Commit early, commit often – after each logical change, run git add . followed by git commit -m "Brief description". The message should be concise but informative; future you will thank you.
Use branches for experiments – keep the main branch (often called master or main) clean. When trying a new model, create a branch (git checkout -b new‑model) and merge back only when you’re confident.

If you’re dealing with large raw data files that change rarely, consider storing them outside the Git repo and using a pointer file (e.g., a small text file with a checksum) to keep track of versions. Services like Git‑Large‑File‑Storage (Git LFS) can also help, but they add complexity—use only if you truly need them.

Step 2: Structured data management

Naming conventions

A consistent naming scheme prevents “mystery files” from accumulating. My go‑to pattern is:

YYYYMMDD_project_stage_version.ext

For example, 20240315_sleepstudy_raw_v1.csv tells you the date, project, whether the file is raw or processed, and the version number.

Folder hierarchy

project/
│
├─ data/
│   ├─ raw/
│   └─ processed/
│
├─ scripts/
│
├─ results/
│   ├─ figures/
│   └─ tables/
│
└─ docs/

Keep raw data immutable; any cleaning or transformation belongs in the processed folder and should be generated by a script, not by hand.

Metadata files

A short README.md in each folder describing the contents, source, and any licensing information is worth its weight in gold. When you share the project, reviewers can instantly see where everything lives.

Structured data management can be streamlined with a variety of open‑source resources for faster data cleaning.

Step 3: Automated analysis pipelines

Why automate?

Manual copy‑pasting of commands is a recipe for human error. Automation ensures that the same steps run in the same order every time.

Choose a pipeline tool

Make – the classic Unix tool; works well for simple dependencies.
Snakemake – Python‑flavored, great for bioinformatics but useful for any data‑heavy project.
drake (R) or targets – R‑centric options that track changes in data and code.

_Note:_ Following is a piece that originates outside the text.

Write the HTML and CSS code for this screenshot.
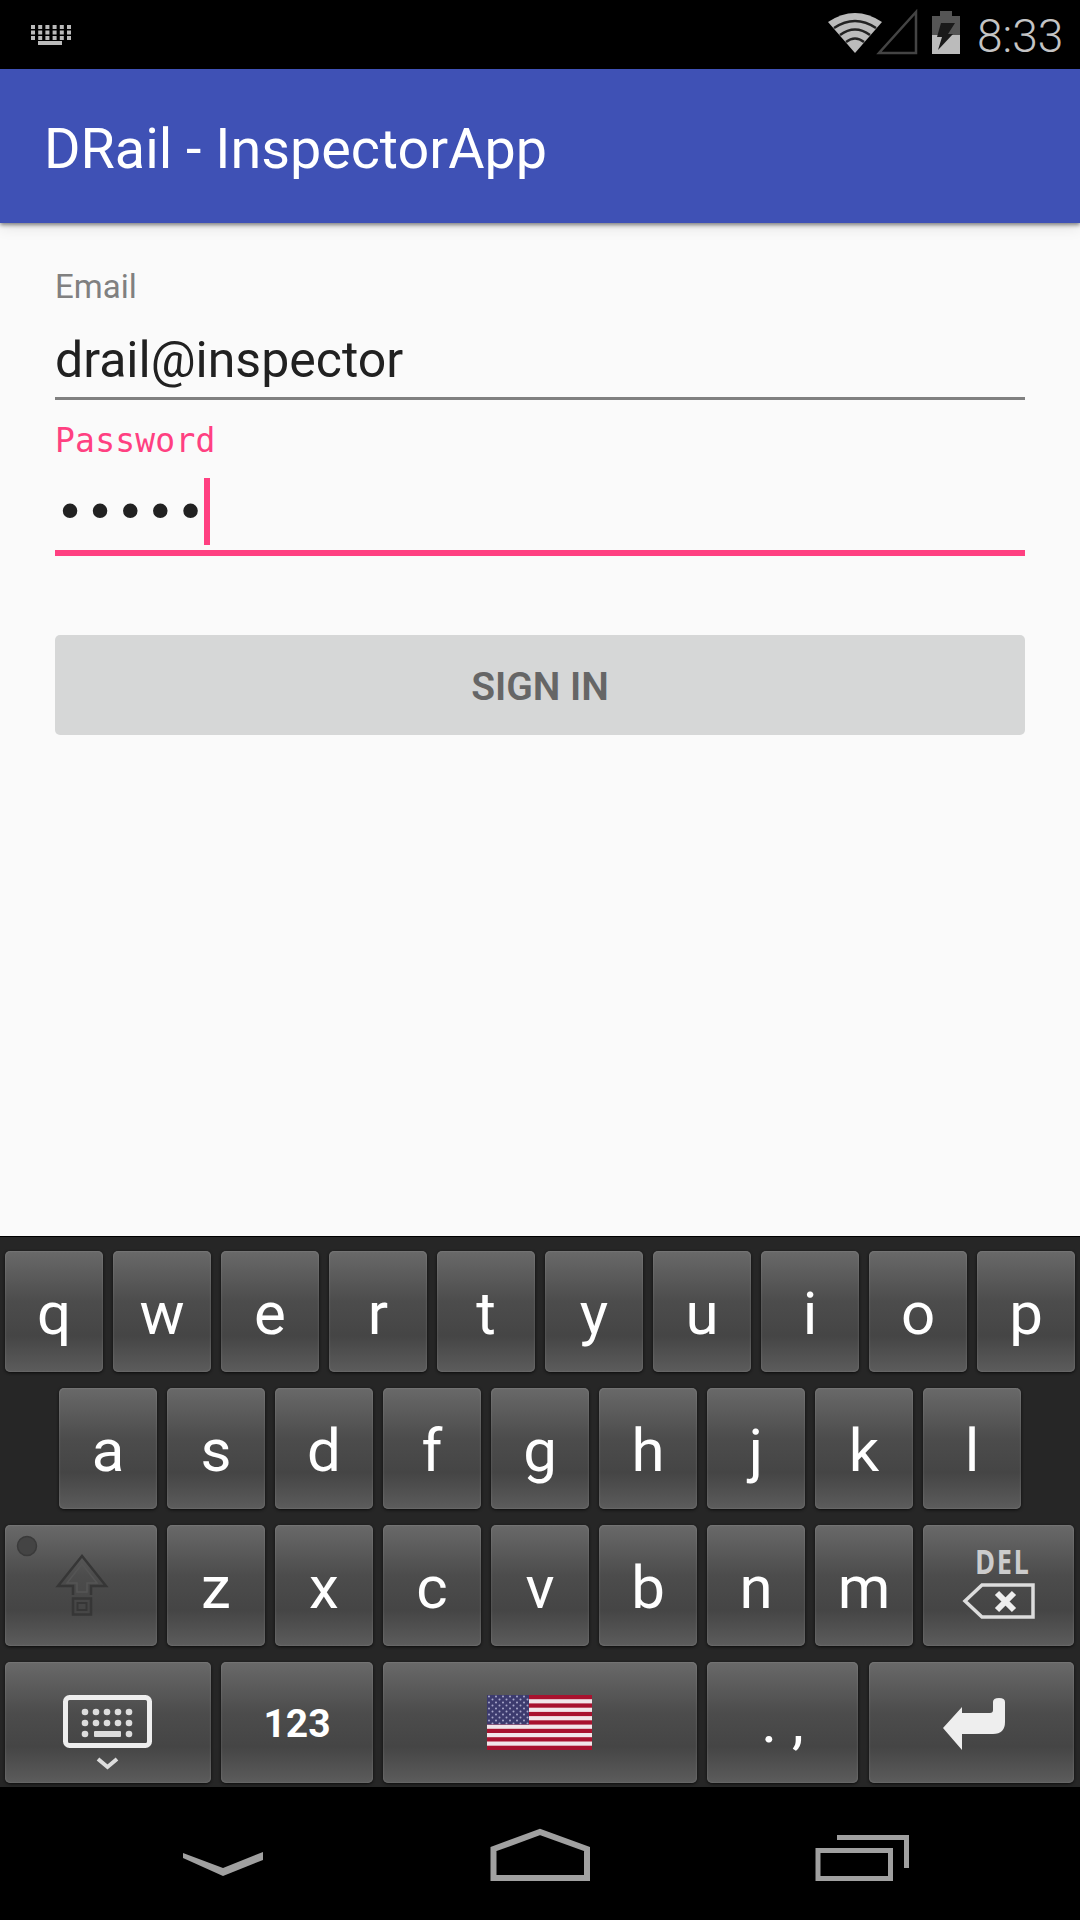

I’ll illustrate with a minimal Snakemake example:

rule all:
    input:
        "results/figures/summary.png"

rule preprocess:
    input:
        "data/raw/20240315_sleepstudy_raw_v1.csv"
    output:
        "data/processed/cleaned.csv"
    script:
        "scripts/preprocess.R"

rule analyze:
    input:
        "data/processed/cleaned.csv"
    output:
        "results/tables/model.rds"
    script:
        "scripts/analyze.R"

rule plot:
    input:
        "results/tables/model.rds"
    output:
        "results/figures/summary.png"
    script:
        "scripts/plot.R"

Running snakemake will execute each rule only if its inputs have changed, saving time and guaranteeing reproducibility.

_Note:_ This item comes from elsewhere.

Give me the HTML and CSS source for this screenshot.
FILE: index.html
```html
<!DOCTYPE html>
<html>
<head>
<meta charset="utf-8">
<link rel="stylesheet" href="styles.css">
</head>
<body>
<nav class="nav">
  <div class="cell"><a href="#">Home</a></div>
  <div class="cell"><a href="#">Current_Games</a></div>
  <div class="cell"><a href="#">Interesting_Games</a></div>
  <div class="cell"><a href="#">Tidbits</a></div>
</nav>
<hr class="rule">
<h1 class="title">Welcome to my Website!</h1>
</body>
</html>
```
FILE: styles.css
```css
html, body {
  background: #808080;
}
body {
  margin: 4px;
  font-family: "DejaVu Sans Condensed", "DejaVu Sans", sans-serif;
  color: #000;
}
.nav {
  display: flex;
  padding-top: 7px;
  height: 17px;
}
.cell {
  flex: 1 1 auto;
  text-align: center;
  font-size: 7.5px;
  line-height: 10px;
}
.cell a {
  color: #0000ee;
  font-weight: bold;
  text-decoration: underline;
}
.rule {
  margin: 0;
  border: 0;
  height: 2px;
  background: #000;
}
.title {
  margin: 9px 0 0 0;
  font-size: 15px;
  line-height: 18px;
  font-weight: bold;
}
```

Step 4: Documentation that actually gets read

Inline comments vs. external docs

A line of comment next to a tricky line of code (“# convert minutes to seconds for downstream model”) is helpful, but it’s not a substitute for a higher‑level description. Keep a docs/ folder with:

Project overview – goals, hypotheses, and key references.
Methodology – step‑by‑step narrative of the pipeline, written in plain language.
Environment file – a list of software versions (e.g., requirements.txt for Python or sessionInfo() output for R). This lets anyone recreate the exact computational environment.

Clear documentation helps when communicating statistical results to non‑specialist readers.

The “one‑pager” trick

When you finish a major analysis, draft a one‑page summary that answers:

What data were used?
What transformations were applied?
Which statistical models were fit?
Where are the results stored?

Store this alongside the final manuscript; reviewers often request it, and it saves you from re‑explaining the same steps over and over.

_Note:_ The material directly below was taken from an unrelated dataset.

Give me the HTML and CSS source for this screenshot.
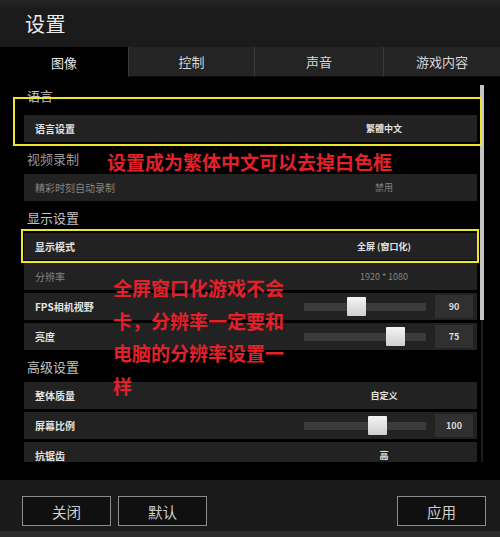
FILE: index.html
```html
<!DOCTYPE html>
<html lang="zh-CN">
<head>
<meta charset="utf-8">
<title>设置</title>
<link rel="stylesheet" href="styles.css">
</head>
<body>
<div class="page">
  <header class="header"><h1 class="title">设置</h1></header>
  <nav class="tabs">
    <div class="tab tab-active">图像</div>
    <div class="tab">控制</div>
    <div class="tab">声音</div>
    <div class="tab">游戏内容</div>
  </nav>
  <main class="content">
    <div class="list">
      <section class="section">
        <div class="sec-label sec-first">语言</div>
        <div class="row"><span class="lbl">语言设置</span><span class="val">繁體中文</span></div>
      </section>
      <section class="section">
        <div class="sec-label sec-dim">视频录制</div>
        <div class="row row-dim"><span class="lbl">精彩时刻自动录制</span><span class="val">禁用</span></div>
      </section>
      <section class="section">
        <div class="sec-label">显示设置</div>
        <div class="row"><span class="lbl">显示模式</span><span class="val">全屏 (窗口化)</span></div>
        <div class="row row-dim"><span class="lbl">分辨率</span><span class="val">1920 * 1080</span></div>
        <div class="row"><span class="lbl">FPS相机视野</span><div class="track"><span class="thumb" style="left:43px"></span></div><span class="box">90</span></div>
        <div class="row"><span class="lbl">亮度</span><div class="track"><span class="thumb" style="left:82px"></span></div><span class="box">75</span></div>
      </section>
      <section class="section">
        <div class="sec-label">高级设置</div>
        <div class="row"><span class="lbl">整体质量</span><span class="val">自定义</span></div>
        <div class="row"><span class="lbl">屏幕比例</span><div class="track"><span class="thumb" style="left:64px"></span></div><span class="box">100</span></div>
        <div class="row"><span class="lbl">抗锯齿</span><span class="val">高</span></div>
      </section>
    </div>
    <div class="scroll"><div class="scroll-thumb"></div></div>
  </main>
  <footer class="footer">
    <button class="btn">关闭</button>
    <button class="btn">默认</button>
    <button class="btn btn-apply">应用</button>
  </footer>

  <div class="mark mark-lang"></div>
  <div class="mark mark-display"></div>
  <p class="note note-lang">设置成为繁体中文可以去掉白色框</p>
  <p class="note note-display">全屏窗口化游戏不会<br>卡，分辨率一定要和<br>电脑的分辨率设置一<br>样</p>
</div>
</body>
</html>
```
FILE: styles.css
```css
* { box-sizing: border-box; }
html, body { margin: 0; padding: 0; }
body {
  background: #000;
  font-family: "Noto Sans CJK SC", "Noto Sans", sans-serif;
  color: #ddd;
}
.page {
  position: relative;
  width: 500px;
  height: 537px;
  overflow: hidden;
  display: flex;
  flex-direction: column;
}
.header {
  height: 47px;
  flex: none;
  display: flex;
  align-items: center;
  padding-left: 25px;
  background: linear-gradient(#262626, #1b1b1b 20%, #1b1b1b);
}
.title {
  margin: 0;
  font-size: 20px;
  font-weight: 400;
  color: #ececec;
  letter-spacing: 0.5px;
}
.tabs {
  height: 30px;
  flex: none;
  display: grid;
  grid-template-columns: 128px 126px 129px 117px;
  background: #000;
}
.tab {
  display: flex;
  align-items: center;
  justify-content: center;
  font-size: 13px;
  color: #d6d6d6;
  background: #242424;
  border-left: 1px solid #3a3a3a;
  border-bottom: 1px solid #0c0c0c;
}
.tab-active {
  background: #000;
  border-left: none;
  border-bottom: none;
  color: #e6e6e6;
}
.content {
  height: 403px;
  flex: none;
  display: flex;
  background: #000;
}
.list {
  width: 477px;
  height: 385px;
  overflow: hidden;
  padding: 6px 0 0 24px;
  flex: none;
}
.section {
  display: flex;
  flex-direction: column;
  gap: 3px;
}
.sec-label {
  height: 29px;
  line-height: 34px;
  padding-left: 3px;
  font-size: 13px;
  color: #c2c2c2;
}
.sec-first { line-height: 26px; }
.sec-dim { color: #9a9a9a; }
.row {
  height: 27px;
  flex: none;
  display: grid;
  grid-template-columns: 1fr 122px 38px;
  column-gap: 9px;
  align-items: center;
  padding: 0 4px 0 11px;
  background: #222;
  font-size: 10px;
  font-weight: 700;
  color: #e2e2e2;
}
.row-dim { color: #858585; font-weight: 400; }
.lbl { white-space: nowrap; }
.val {
  grid-column: 2 / 4;
  text-align: center;
  padding-right: 9px;
  font-size: 9px;
}
.track {
  position: relative;
  height: 8px;
  background: #3b3b3b;
}
.thumb {
  position: absolute;
  top: -6px;
  width: 19px;
  height: 19px;
  background: linear-gradient(#f4f4f4, #cfcfcf);
  border-radius: 1px;
}
.box {
  height: 23px;
  display: flex;
  align-items: center;
  justify-content: center;
  background: #303030;
  font-size: 9px;
  color: #dcdcdc;
}
.scroll {
  width: 4px;
  margin: 8px 0 0 3px;
  height: 377px;
  background: linear-gradient(90deg, transparent 1px, #1e1e1e 1px, #1e1e1e 3px, transparent 3px);
}
.scroll-thumb {
  height: 235px;
  background: #c4c4c4;
}
.footer {
  height: 57px;
  flex: none;
  display: flex;
  gap: 7px;
  padding: 16px 14px 0 22px;
  background: #1a1a1a;
  border-bottom: 6px solid #2c2c2c;
}
.btn {
  width: 89px;
  height: 30px;
  background: #101010;
  border: 1px solid #8c8c8c;
  color: #cfcfcf;
  font-family: inherit;
  font-size: 14.5px;
  padding: 0;
}
.btn-apply { margin-left: auto; }
.mark {
  position: absolute;
  border: 2.5px solid #efe62a;
}
.mark-lang { left: 13px; top: 97px; width: 469px; height: 49px; }
.mark-display { left: 21px; top: 229px; width: 458px; height: 34px; }
.note {
  position: absolute;
  margin: 0;
  color: #e3212b;
  font-size: 19px;
  font-weight: 700;
  white-space: nowrap;
}
.note-lang { left: 107px; top: 151px; line-height: 22px; }
.note-display { left: 113px; top: 272px; line-height: 32.5px; }
```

Step 5: Sharing and archiving

Persistent identifiers

Upload your final code repository to a platform that issues a DOI (digital object identifier), such as Zenodo or Figshare. Linking the DOI in your manuscript makes the code citable and ensures long‑term accessibility.

Containerization (optional but powerful)

If your analysis depends on a specific set of libraries, consider wrapping everything in a Docker container. The container image can be stored on Docker Hub or a private registry, and anyone can pull it to run the workflow exactly as you did. This step adds overhead, so reserve it for projects that will be reused many times or that involve complex system dependencies.

Putting it all together

Sketch the workflow – identify inputs, outputs, and dependencies.
Initialize Git – commit the initial folder structure and a brief README.
Adopt naming conventions – keep raw data untouched, version everything.
Write a pipeline script – use Make, Snakemake, or your favorite tool.
Document the environment – list package versions and system requirements.
Test the pipeline – run it from start to finish on a fresh clone of the repo.
Archive – push to a remote Git host, add a DOI, and (if needed) build a Docker image.

By following these steps, you’ll turn a chaotic collection of scripts and spreadsheets into a transparent, repeatable research engine. The next time a reviewer asks for the code that generated Figure 2, you’ll be able to point them to a single command line that reproduces the exact plot—no hunting through email threads required.

Happy coding, and may your data always be clean and your results reproducible.